In early February, French prosecutors searched the Paris offices of X, in what the social media giant -- which has denied any wrongdoing -- slammed as "politicized" raids and an "abusive judicial act".
At the time, Paris prosecutors also summoned Musk and then-CEO Linda Yaccarino for voluntary interviews as the "de facto and de jure managers of the X platform at the time of the events", a move Musk called a "political attack".
Yaccarino resigned as CEO of X in July last year after two years at the helm of the company.
In February, Paris prosecutor Laure Beccuau said X employees had also been summoned to appear between April 20 and 24 "to be heard as witnesses".
But whether or not those invited for voluntary questioning appear would not be "an obstacle to the continuation of the investigation," the Paris prosecutor's office said on Saturday.
Officials have not offered any details on the location or time of Musk's scheduled interview.
The French investigation focuses on several suspected criminal offences including complicity in possessing child sexual abuse material and denial of crimes against humanity.
The social media company in July called the probe "politically motivated".
-'Serious concerns'-
The French investigation comes as part of a broader international backlash against Grok after it emerged that users could sexualise images of women and children using simple text prompts such as "put her in a bikini" or "remove her clothes".

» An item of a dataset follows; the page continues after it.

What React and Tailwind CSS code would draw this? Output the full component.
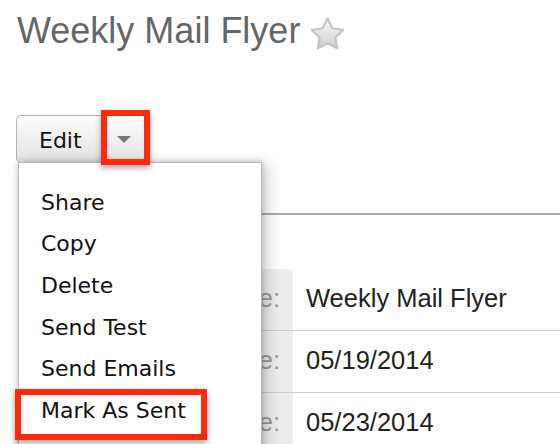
import React from "react";

const sans = { fontFamily: '"Liberation Sans", Arial, sans-serif' };
const grande = { fontFamily: '"DejaVu Sans", "Liberation Sans", sans-serif' };

function Star() {
  return (
    <svg width="35" height="33" viewBox="0 0 36 34" className="ml-[10px] mt-[4px]">
      <defs>
        <linearGradient id="sg" x1="0" y1="0" x2="0" y2="1">
          <stop offset="0" stopColor="#fbfbfb" />
          <stop offset="1" stopColor="#cdcdcd" />
        </linearGradient>
      </defs>
      <polygon
        points="18,1.5 23,11.6 34.2,13.3 26.1,21.1 28,32.3 18,27 8,32.3 9.9,21.1 1.8,13.3 13,11.6"
        fill="url(#sg)"
        stroke="#c4c4c4"
        strokeWidth="2.2"
        strokeLinejoin="round"
      />
    </svg>
  );
}

const items = [
  "Share",
  "Copy",
  "Delete",
  "Send Test",
  "Send Emails",
  "Mark As Sent",
  "View Change Log",
];

const rows = [
  ["Name:", "Weekly Mail Flyer"],
  ["Start Date:", "05/19/2014"],
  ["End Date:", "05/23/2014"],
];

export default function App() {
  return (
    <div className="relative w-[560px] h-[444px] overflow-hidden bg-white">
      <div className="flex items-start pl-[17px] pt-[13px]">
        <h1 className="text-[36px] leading-[36px] text-[#666666]" style={sans}>
          Weekly Mail Flyer
        </h1>
        <Star />
      </div>

      <div className="mt-[65px] ml-[16px] flex h-[48px] w-[133px] rounded-[5px] border border-[#b3b3b3] bg-gradient-to-b from-[#fdfdfd] to-[#e3e3e3]">
        <div
          className="flex items-center pl-[22px] pt-[3px] text-[22px] leading-none text-[#111]"
          style={grande}
        >
          Edit
        </div>
        <div className="ml-auto flex w-[49px] items-center justify-center">
          <svg width="14" height="7" viewBox="0 0 14 7">
            <polygon points="0,0 14,0 7,7" fill="#777" />
          </svg>
        </div>
      </div>

      <div className="ml-[20px] mt-[50px] h-[2px] bg-[#acacac]" />

      <div className="ml-[20px] mt-[54px]" style={sans}>
        {rows.map(([label, value]) => (
          <div key={label} className="flex h-[62px] border-b border-[#cccccc]">
            <div className="w-[273px] bg-[#eeeeee] pr-[13px] text-right text-[25.5px] leading-[58px] text-[#999999]">
              {label}
            </div>
            <div className="pl-[13px] text-[25.5px] leading-[58px] text-[#222222]">
              {value}
            </div>
          </div>
        ))}
      </div>

      <div
        className="absolute left-[18px] top-[162px] h-[320px] w-[244px] border border-[#b8b8b8] bg-white pl-[22px] pt-[18.5px] shadow-[0_0_6px_rgba(0,0,0,0.2),6px_2px_14px_rgba(0,0,0,0.18)]"
        style={grande}
      >
        {items.map((t) => (
          <div key={t} className="text-[22px] leading-[41.7px] text-[#111]">
            {t}
          </div>
        ))}
      </div>

      <div className="absolute left-[101px] top-[110px] h-[55px] w-[49px] border-[6px] border-[#ff2a0c] shadow-[0_3px_6px_rgba(0,0,0,0.35)]" />
      <div className="absolute left-[15px] top-[389px] h-[51px] w-[192px] border-[6px] border-[#ff2a0c] shadow-[0_3px_6px_rgba(0,0,0,0.35)]" />
    </div>
  );
}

It generated an estimated three million sexualised images -- mostly of women, though also 23,000 that appeared to depict children -- in 11 days, the Center for Countering Digital Hate (CCDH), a nonprofit watchdog, said in late January.
In a separate investigation, Britain's data regulator in February launched investigations into Musk's X and xAI over "serious concerns" regarding whether the companies complied with personal data laws when it came to Grok's generation of sexualised deepfakes.
In late January, the European Union also hit X with a probe over Grok's generation of sexualised deepfake images of women and minors.